• _Task description_:
Repeat each line of the material below exactly as it appears, minus any pictures.

• _Provided material_:
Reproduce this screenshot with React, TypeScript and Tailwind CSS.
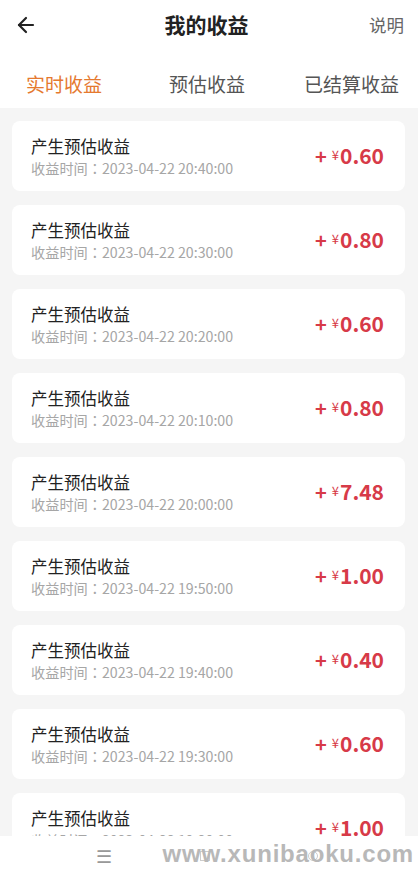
import { ArrowLeft } from "lucide-react";

const records = [
  { time: "2023-04-22 20:40:00", amount: "0.60" },
  { time: "2023-04-22 20:30:00", amount: "0.80" },
  { time: "2023-04-22 20:20:00", amount: "0.60" },
  { time: "2023-04-22 20:10:00", amount: "0.80" },
  { time: "2023-04-22 20:00:00", amount: "7.48" },
  { time: "2023-04-22 19:50:00", amount: "1.00" },
  { time: "2023-04-22 19:40:00", amount: "0.40" },
  { time: "2023-04-22 19:30:00", amount: "0.60" },
  { time: "2023-04-22 19:20:00", amount: "1.00" },
];

const font = { fontFamily: '"Noto Sans CJK SC", "Noto Sans", sans-serif' };

export default function App() {
  return (
    <div className="h-[874px] w-full flex flex-col bg-[#f5f5f5] overflow-hidden" style={font}>
      {/* Header */}
      <div className="bg-white h-[50px] flex items-center justify-between px-[14px] shrink-0">
        <ArrowLeft className="w-[24px] h-[24px] text-[#222]" strokeWidth={2.2} />
        <h1 className="text-[21px] font-bold text-[#222] ml-[6px]">我的收益</h1>
        <span className="text-[17.5px] text-[#666]">说明</span>
      </div>

      {/* Tabs */}
      <div className="bg-white h-[58px] pt-[10px] flex items-center justify-between pl-[26px] pr-[19px] shrink-0 text-[19px]">
        <span className="text-[#e5792f]">实时收益</span>
        <span className="text-[#555] ml-[8px]">预估收益</span>
        <span className="text-[#555]">已结算收益</span>
      </div>

      {/* List */}
      <div className="flex-1 overflow-hidden px-[12px] pt-[13px] pr-[13px] flex flex-col gap-[14px]">
        {records.map((r, i) => (
          <div key={i} className="bg-white rounded-[8px] h-[70px] shrink-0 flex items-center justify-between pl-[19px] pr-[21px]">
            <div className="flex flex-col">
              <span className="text-[16.5px] leading-[22px] text-[#222]">产生预估收益</span>
              <span className="text-[14.2px] leading-[20px] text-[#a6a6a6] mt-[1px]">
                收益时间
                <span style={{ fontFamily: '"Noto Sans CJK TC", sans-serif' }}>：</span>
                {r.time}
              </span>
            </div>
            <div className="flex items-baseline text-[#d73a48] font-bold">
              <span className="text-[20px]">+</span>
              <span className="text-[13px] font-normal ml-[5px] relative -top-[4px]">¥</span>
              <span className="text-[21px] ml-[1px]">{r.amount}</span>
            </div>
          </div>
        ))}
      </div>

      {/* Bottom nav */}
      <div className="bg-white h-[38px] shrink-0 relative flex items-center">
        <span className="absolute left-[96px] top-[10px] text-[18px] leading-none text-[#999]">☰</span>
        <span className="absolute left-[200px] top-[15px] w-[10px] h-[10px] border border-[#ccc]" />
        <span className="absolute left-[308px] top-[15px] w-[10px] h-[10px] rounded-full border border-[#ccc]" />
        <span
          className="absolute right-[4px] top-[6px] text-[24px] leading-none font-bold text-[#b8b8b8] tracking-[0.8px]"
          style={{ fontFamily: '"Liberation Sans", Arial, sans-serif' }}
        >
          www.xunibaoku.com
        </span>
      </div>
    </div>
  );
}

• _Exercise result_:
Reproduce this screenshot with React, TypeScript and Tailwind CSS.
import { ArrowLeft } from "lucide-react";

const records = [
  { time: "2023-04-22 20:40:00", amount: "0.60" },
  { time: "2023-04-22 20:30:00", amount: "0.80" },
  { time: "2023-04-22 20:20:00", amount: "0.60" },
  { time: "2023-04-22 20:10:00", amount: "0.80" },
  { time: "2023-04-22 20:00:00", amount: "7.48" },
  { time: "2023-04-22 19:50:00", amount: "1.00" },
  { time: "2023-04-22 19:40:00", amount: "0.40" },
  { time: "2023-04-22 19:30:00", amount: "0.60" },
  { time: "2023-04-22 19:20:00", amount: "1.00" },
];

const font = { fontFamily: '"Noto Sans CJK SC", "Noto Sans", sans-serif' };

export default function App() {
  return (
    <div className="h-[874px] w-full flex flex-col bg-[#f5f5f5] overflow-hidden" style={font}>
      {/* Header */}
      <div className="bg-white h-[50px] flex items-center justify-between px-[14px] shrink-0">
        <ArrowLeft className="w-[24px] h-[24px] text-[#222]" strokeWidth={2.2} />
        <h1 className="text-[21px] font-bold text-[#222] ml-[6px]">我的收益</h1>
        <span className="text-[17.5px] text-[#666]">说明</span>
      </div>

      {/* Tabs */}
      <div className="bg-white h-[58px] pt-[10px] flex items-center justify-between pl-[26px] pr-[19px] shrink-0 text-[19px]">
        <span className="text-[#e5792f]">实时收益</span>
        <span className="text-[#555] ml-[8px]">预估收益</span>
        <span className="text-[#555]">已结算收益</span>
      </div>

      {/* List */}
      <div className="flex-1 overflow-hidden px-[12px] pt-[13px] pr-[13px] flex flex-col gap-[14px]">
        {records.map((r, i) => (
          <div key={i} className="bg-white rounded-[8px] h-[70px] shrink-0 flex items-center justify-between pl-[19px] pr-[21px]">
            <div className="flex flex-col">
              <span className="text-[16.5px] leading-[22px] text-[#222]">产生预估收益</span>
              <span className="text-[14.2px] leading-[20px] text-[#a6a6a6] mt-[1px]">
                收益时间
                <span style={{ fontFamily: '"Noto Sans CJK TC", sans-serif' }}>：</span>
                {r.time}
              </span>
            </div>
            <div className="flex items-baseline text-[#d73a48] font-bold">
              <span className="text-[20px]">+</span>
              <span className="text-[13px] font-normal ml-[5px] relative -top-[4px]">¥</span>
              <span className="text-[21px] ml-[1px]">{r.amount}</span>
            </div>
          </div>
        ))}
      </div>

      {/* Bottom nav */}
      <div className="bg-white h-[38px] shrink-0 relative flex items-center">
        <span className="absolute left-[96px] top-[10px] text-[18px] leading-none text-[#999]">☰</span>
        <span className="absolute left-[200px] top-[15px] w-[10px] h-[10px] border border-[#ccc]" />
        <span className="absolute left-[308px] top-[15px] w-[10px] h-[10px] rounded-full border border-[#ccc]" />
        <span
          className="absolute right-[4px] top-[6px] text-[24px] leading-none font-bold text-[#b8b8b8] tracking-[0.8px]"
          style={{ fontFamily: '"Liberation Sans", Arial, sans-serif' }}
        >
          www.xunibaoku.com
        </span>
      </div>
    </div>
  );
}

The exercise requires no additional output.